Good for you, PC. I think that it's scary how little knowledge of history and the world at large kids have nowadays.

Zombieslayer: Very funny jokes.

7/19/2005 8:37 AM  
Blogger The Zombieslayer said...

Levi - glad you liked them.

PC - Wish more teachers were like you. I hope you're not fighting a losing battle though. One of my dear friends was teacher of the year in his school district. I'm surprised he never got in trouble for the things he'd say. He'd say things like "what if someone called you stupid. Could you prove them wrong?"

Cultureshocked - You know what? From reading your blog, I bet you'd be awesome to party with. One of these days, we need to announce a big Vegas party. Hopefully later on in the year, I'll have some spending money.

7/19/2005 10:25 AM  
Blogger Joe said...

Were those jokes?
I thought those were just statements of fact. I guess they're funny because they're true.

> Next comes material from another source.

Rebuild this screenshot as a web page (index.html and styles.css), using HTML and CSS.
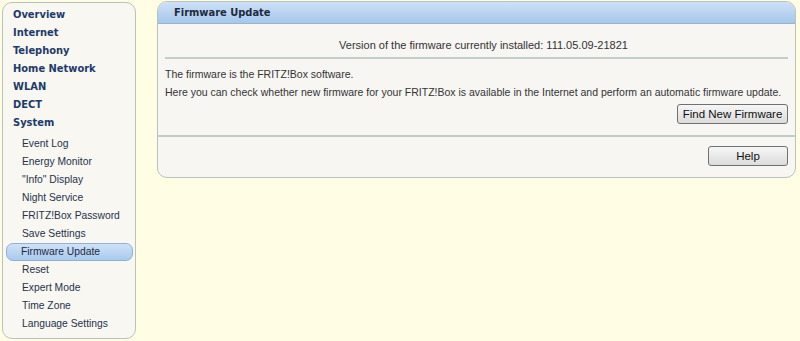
FILE: index.html
```html
<!DOCTYPE html>
<html lang="en">
<head>
    <meta charset="UTF-8">
    <title>FRITZ!Box - Firmware Update</title>
    <link rel="stylesheet" href="styles.css">
</head>
<body>

<div class="page">
    <!-- Navigation -->
    <nav class="menu">
        <a class="main-item" href="#">Overview</a>
        <a class="main-item" href="#">Internet</a>
        <a class="main-item" href="#">Telephony</a>
        <a class="main-item" href="#">Home Network</a>
        <a class="main-item" href="#">WLAN</a>
        <a class="main-item" href="#">DECT</a>
        <a class="main-item" href="#">System</a>
        <div class="sub-menu">
            <a class="sub-item" href="#">Event Log</a>
            <a class="sub-item" href="#">Energy Monitor</a>
            <a class="sub-item" href="#">"Info" Display</a>
            <a class="sub-item" href="#">Night Service</a>
            <a class="sub-item" href="#">FRITZ!Box Password</a>
            <a class="sub-item" href="#">Save Settings</a>
            <a class="sub-item active" href="#">Firmware Update</a>
            <a class="sub-item" href="#">Reset</a>
            <a class="sub-item" href="#">Expert Mode</a>
            <a class="sub-item" href="#">Time Zone</a>
            <a class="sub-item" href="#">Language Settings</a>
        </div>
    </nav>

    <!-- Content -->
    <div class="panel">
        <div class="panel-head">Firmware Update</div>
        <div class="panel-body">
            <p class="version">Version of the firmware currently installed: 111.05.09-21821</p>
            <hr class="rule">
            <p class="text">The firmware is the FRITZ!Box software.</p>
            <p class="text">Here you can check whether new firmware for your FRITZ!Box is available in the Internet and perform an automatic firmware update.</p>
            <div class="actions">
                <button class="btn btn-find">Find New Firmware</button>
            </div>
        </div>
        <div class="panel-foot">
            <button class="btn btn-help">Help</button>
        </div>
    </div>
</div>

</body>
</html>
```

FILE: styles.css
```css
body {
    margin: 0;
    background-color: #fffee4;
    font-family: "Liberation Sans", Arial, sans-serif;
    font-size: 11px;
    color: #333;
}
.page {
    display: flex;
    align-items: flex-start;
    padding: 1px 3px 0 2px;
}

/* menu */
.menu {
    width: 132px;
    height: 332px;
    margin-top: 1px;
    padding-top: 3px;
    background-color: #f8f7f2;
    border: 1px solid #b6c4bc;
    border-radius: 10px;
    display: flex;
    flex-direction: column;
}
.main-item {
    display: block;
    height: 18px;
    line-height: 18px;
    padding-left: 10px;
    font-family: "DejaVu Sans Condensed", Tahoma, sans-serif;
    font-weight: bold;
    font-size: 11px;
    color: #1d3a6a;
    text-decoration: none;
}
.sub-menu {
    margin-top: 3px;
    display: flex;
    flex-direction: column;
}
.sub-item {
    display: block;
    height: 18px;
    line-height: 18px;
    margin: 0 2px 0 3px;
    padding-left: 15px;
    border: 1px solid transparent;
    border-width: 0 1px;
    color: #27324a;
    font-size: 10.3px;
    text-decoration: none;
}
.sub-item.active {
    border: 1px solid #8fb1d8;
    height: 16px;
    line-height: 16px;
    padding-left: 14px;
    border-radius: 7px;
    background: linear-gradient(#cfe2f7, #a9c9ee);
    color: #1b2a44;
}

/* panel */
.panel {
    width: 637px;
    margin-left: 21px;
    background-color: #f7f6f2;
    border: 1px solid #b6c4bc;
    border-radius: 10px;
    overflow: hidden;
}
.panel-head {
    height: 21px;
    line-height: 21px;
    padding-left: 16px;
    background: linear-gradient(#cde1f6, #a6c7ec);
    border-bottom: 1px solid #9fb4c8;
    font-family: "DejaVu Sans Condensed", Tahoma, sans-serif;
    font-weight: bold;
    font-size: 11px;
    color: #1d2b40;
}
.panel-body {
    padding: 12px 7px 11px 7px;
}
.version {
    margin: 0;
    line-height: 18px;
    text-align: center;
    padding-left: 14px;
}
.rule {
    margin: 3px 0 6px 0;
    border: none;
    height: 2px;
    background-color: #c3cec9;
}
.text {
    margin: 0;
    line-height: 18px;
    font-size: 10.5px;
}
.actions {
    display: flex;
    justify-content: flex-end;
    margin-top: 3px;
}
.panel-foot {
    border-top: 2px solid #c3cec9;
    padding: 9px 7px 11px 7px;
    display: flex;
    justify-content: flex-end;
}
.btn {
    height: 20px;
    padding: 0;
    font-family: "Liberation Sans", Arial, sans-serif;
    font-size: 11.5px;
    color: #111;
    background: linear-gradient(#f6f6f6, #dcdcdc);
    border: 1px solid #707070;
    border-radius: 3px;
}
.btn-find {
    width: 111px;
}
.btn-help {
    width: 80px;
}
```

My GF is a terrible cook. She can barely make a bowl of cereal, and when she does, she uses too much milk. If I didn't cook the meals it would be cereal and popsicles for every meal.

7/19/2005 2:22 PM  
Blogger The Zombieslayer said...

Savage - It comes down to the fact that we can be fat. Remember when I was telling you about the 3 cuisines of the world? The Asian cuisine: too many people and not enough food so they eat everything. European cuisine: their meats are terrible so they sauce or spice the !@#$%^& out of it. American cuisine: we actually have enough food so we eat a lot of it.

Joe - I know what you should get her for her birthday then. ;)
Good easy cookbook? Check out Giada De Laurentiis Everyday Italian. Not only is her stuff easy to make, she's hot and there are lots of nice pictures of her posing with her food. Or any of the Cooking for Dummies books are good. Oh, Giada's marinara sauce is yummy.